-- begin --

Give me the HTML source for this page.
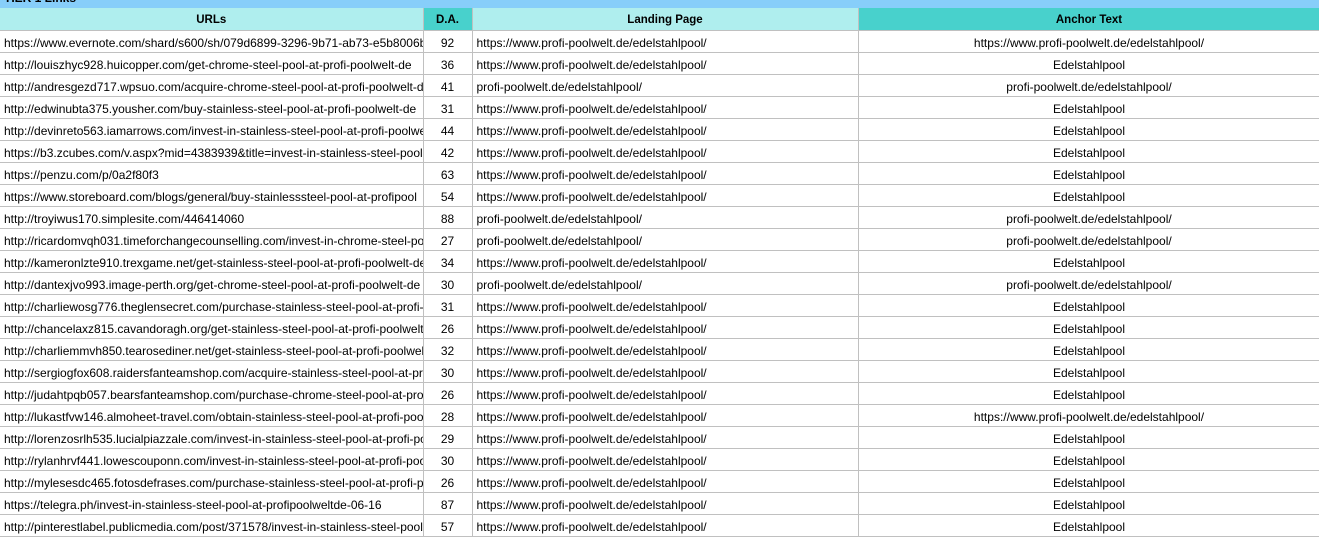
<!DOCTYPE html>
<html><head><meta charset="utf-8"><style>
html,body{margin:0;padding:0;width:1319px;height:524px;overflow:hidden;background:#fff;font-family:"Liberation Sans",Arial,sans-serif;font-size:12px;color:#000}
#top{position:absolute;left:0;top:0;width:1319px;height:8px;background:#87cefa;overflow:hidden}
#top span{position:absolute;left:4px;top:-9px;font-weight:bold;font-size:12px}
table{position:absolute;left:0;top:8px;border-collapse:collapse;table-layout:fixed;width:1320px}
td,th{height:21px;padding:3px 4px 0 4px;box-sizing:border-box;border:1px solid #c0c0c0;white-space:nowrap;overflow:hidden;text-overflow:clip;line-height:18px}
th{font-size:11.5px;font-weight:bold;border-top:none}
td:first-child,th:first-child{border-left:none}
.p{background:#afeeee}.m{background:#48d1cc}
td.c{text-align:center}
</style></head><body>
<div id="top"><span>TIER 1 Links</span></div>
<table>
<colgroup><col style="width:423px"><col style="width:49px"><col style="width:386px"><col style="width:462px"></colgroup>
<tr style="height:22px"><th class="p">URLs</th><th class="m">D.A.</th><th class="p">Landing Page</th><th class="m">Anchor Text</th></tr>
<tr><td>https://www.evernote.com/shard/s600/sh/079d6899-3296-9b71-ab73-e5b8006b95</td><td class="c">92</td><td>https://www.profi-poolwelt.de/edelstahlpool/</td><td class="c">https://www.profi-poolwelt.de/edelstahlpool/</td></tr>
<tr><td>http://louiszhyc928.huicopper.com/get-chrome-steel-pool-at-profi-poolwelt-de</td><td class="c">36</td><td>https://www.profi-poolwelt.de/edelstahlpool/</td><td class="c">Edelstahlpool</td></tr>
<tr><td>http://andresgezd717.wpsuo.com/acquire-chrome-steel-pool-at-profi-poolwelt-de</td><td class="c">41</td><td>profi-poolwelt.de/edelstahlpool/</td><td class="c">profi-poolwelt.de/edelstahlpool/</td></tr>
<tr><td>http://edwinubta375.yousher.com/buy-stainless-steel-pool-at-profi-poolwelt-de</td><td class="c">31</td><td>https://www.profi-poolwelt.de/edelstahlpool/</td><td class="c">Edelstahlpool</td></tr>
<tr><td>http://devinreto563.iamarrows.com/invest-in-stainless-steel-pool-at-profi-poolwelt</td><td class="c">44</td><td>https://www.profi-poolwelt.de/edelstahlpool/</td><td class="c">Edelstahlpool</td></tr>
<tr><td>https://b3.zcubes.com/v.aspx?mid=4383939&amp;title=invest-in-stainless-steel-pool-</td><td class="c">42</td><td>https://www.profi-poolwelt.de/edelstahlpool/</td><td class="c">Edelstahlpool</td></tr>
<tr><td>https://penzu.com/p/0a2f80f3</td><td class="c">63</td><td>https://www.profi-poolwelt.de/edelstahlpool/</td><td class="c">Edelstahlpool</td></tr>
<tr><td>https://www.storeboard.com/blogs/general/buy-stainlesssteel-pool-at-profipool</td><td class="c">54</td><td>https://www.profi-poolwelt.de/edelstahlpool/</td><td class="c">Edelstahlpool</td></tr>
<tr><td>http://troyiwus170.simplesite.com/446414060</td><td class="c">88</td><td>profi-poolwelt.de/edelstahlpool/</td><td class="c">profi-poolwelt.de/edelstahlpool/</td></tr>
<tr><td>http://ricardomvqh031.timeforchangecounselling.com/invest-in-chrome-steel-pool</td><td class="c">27</td><td>profi-poolwelt.de/edelstahlpool/</td><td class="c">profi-poolwelt.de/edelstahlpool/</td></tr>
<tr><td>http://kameronlzte910.trexgame.net/get-stainless-steel-pool-at-profi-poolwelt-de</td><td class="c">34</td><td>https://www.profi-poolwelt.de/edelstahlpool/</td><td class="c">Edelstahlpool</td></tr>
<tr><td>http://dantexjvo993.image-perth.org/get-chrome-steel-pool-at-profi-poolwelt-de</td><td class="c">30</td><td>profi-poolwelt.de/edelstahlpool/</td><td class="c">profi-poolwelt.de/edelstahlpool/</td></tr>
<tr><td>http://charliewosg776.theglensecret.com/purchase-stainless-steel-pool-at-profi-p</td><td class="c">31</td><td>https://www.profi-poolwelt.de/edelstahlpool/</td><td class="c">Edelstahlpool</td></tr>
<tr><td>http://chancelaxz815.cavandoragh.org/get-stainless-steel-pool-at-profi-poolwelt-</td><td class="c">26</td><td>https://www.profi-poolwelt.de/edelstahlpool/</td><td class="c">Edelstahlpool</td></tr>
<tr><td>http://charliemmvh850.tearosediner.net/get-stainless-steel-pool-at-profi-poolwelt</td><td class="c">32</td><td>https://www.profi-poolwelt.de/edelstahlpool/</td><td class="c">Edelstahlpool</td></tr>
<tr><td>http://sergiogfox608.raidersfanteamshop.com/acquire-stainless-steel-pool-at-profi</td><td class="c">30</td><td>https://www.profi-poolwelt.de/edelstahlpool/</td><td class="c">Edelstahlpool</td></tr>
<tr><td>http://judahtpqb057.bearsfanteamshop.com/purchase-chrome-steel-pool-at-profi</td><td class="c">26</td><td>https://www.profi-poolwelt.de/edelstahlpool/</td><td class="c">Edelstahlpool</td></tr>
<tr><td>http://lukastfvw146.almoheet-travel.com/obtain-stainless-steel-pool-at-profi-pool</td><td class="c">28</td><td>https://www.profi-poolwelt.de/edelstahlpool/</td><td class="c">https://www.profi-poolwelt.de/edelstahlpool/</td></tr>
<tr><td>http://lorenzosrlh535.lucialpiazzale.com/invest-in-stainless-steel-pool-at-profi-pool</td><td class="c">29</td><td>https://www.profi-poolwelt.de/edelstahlpool/</td><td class="c">Edelstahlpool</td></tr>
<tr><td>http://rylanhrvf441.lowescouponn.com/invest-in-stainless-steel-pool-at-profi-pool</td><td class="c">30</td><td>https://www.profi-poolwelt.de/edelstahlpool/</td><td class="c">Edelstahlpool</td></tr>
<tr><td>http://mylesesdc465.fotosdefrases.com/purchase-stainless-steel-pool-at-profi-p</td><td class="c">26</td><td>https://www.profi-poolwelt.de/edelstahlpool/</td><td class="c">Edelstahlpool</td></tr>
<tr><td>https://telegra.ph/invest-in-stainless-steel-pool-at-profipoolweltde-06-16</td><td class="c">87</td><td>https://www.profi-poolwelt.de/edelstahlpool/</td><td class="c">Edelstahlpool</td></tr>
<tr><td>http://pinterestlabel.publicmedia.com/post/371578/invest-in-stainless-steel-pool</td><td class="c">57</td><td>https://www.profi-poolwelt.de/edelstahlpool/</td><td class="c">Edelstahlpool</td></tr>
</table>
</body></html>
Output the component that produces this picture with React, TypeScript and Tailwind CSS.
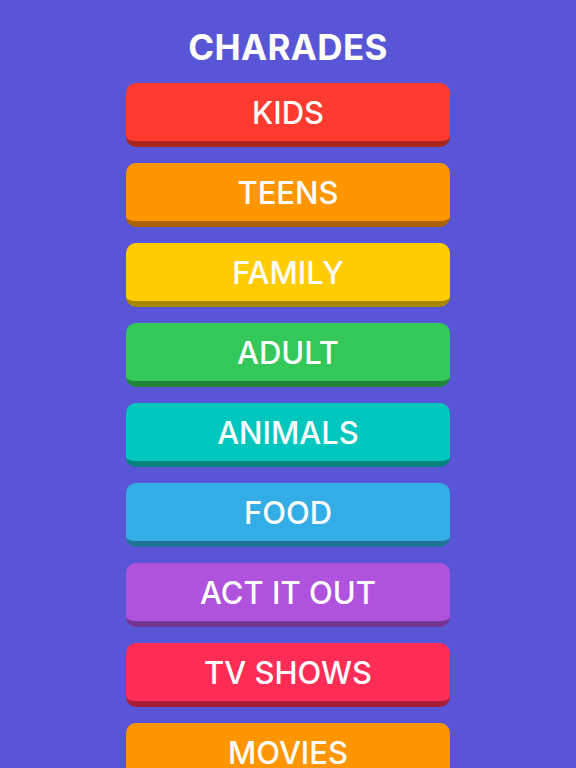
import React from "react";

const items: { label: string; cls: string }[] = [
  { label: "KIDS", cls: "bg-[#ff3b30] border-[#a72720]" },
  { label: "TEENS", cls: "bg-[#ff9500] border-[#a86200]" },
  { label: "FAMILY", cls: "bg-[#ffcc00] border-[#a88600]" },
  { label: "ADULT", cls: "bg-[#34c759] border-[#22833b]" },
  { label: "ANIMALS", cls: "bg-[#00c7be] border-[#00837d]" },
  { label: "FOOD", cls: "bg-[#32ade6] border-[#217298]" },
  { label: "ACT IT OUT", cls: "bg-[#af52de] border-[#733692]" },
  { label: "TV SHOWS", cls: "bg-[#ff2d55] border-[#a81e38]" },
  { label: "MOVIES", cls: "bg-[#ff9500] border-[#a86200]" },
];

export default function App() {
  return (
    <div
      className="w-[576px] h-[768px] overflow-hidden bg-[#5856d6] flex flex-col items-center"
      style={{ fontFamily: "Inter, 'Noto Sans', sans-serif" }}
    >
      <h1 className="mt-[27px] h-[40px] text-[35px] leading-[40px] font-bold text-white tracking-[0.01em]">
        CHARADES
      </h1>
      <div className="mt-[16px] flex flex-col gap-4">
        {items.map((it) => (
          <div
            key={it.label}
            className={`w-[324px] h-[64px] shrink-0 rounded-[10px] border-b-[6px] flex items-center justify-center ${it.cls}`}
          >
            <span className="text-[31px] font-medium text-white leading-none mt-[1px]">{it.label}</span>
          </div>
        ))}
      </div>
    </div>
  );
}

-- end --

Leaving the pictures out, write out exactly the lines from the line containing "Output the component" through the line containing "import React from", both included.

Output the component that produces this picture with React, TypeScript and Tailwind CSS.
import React from "react";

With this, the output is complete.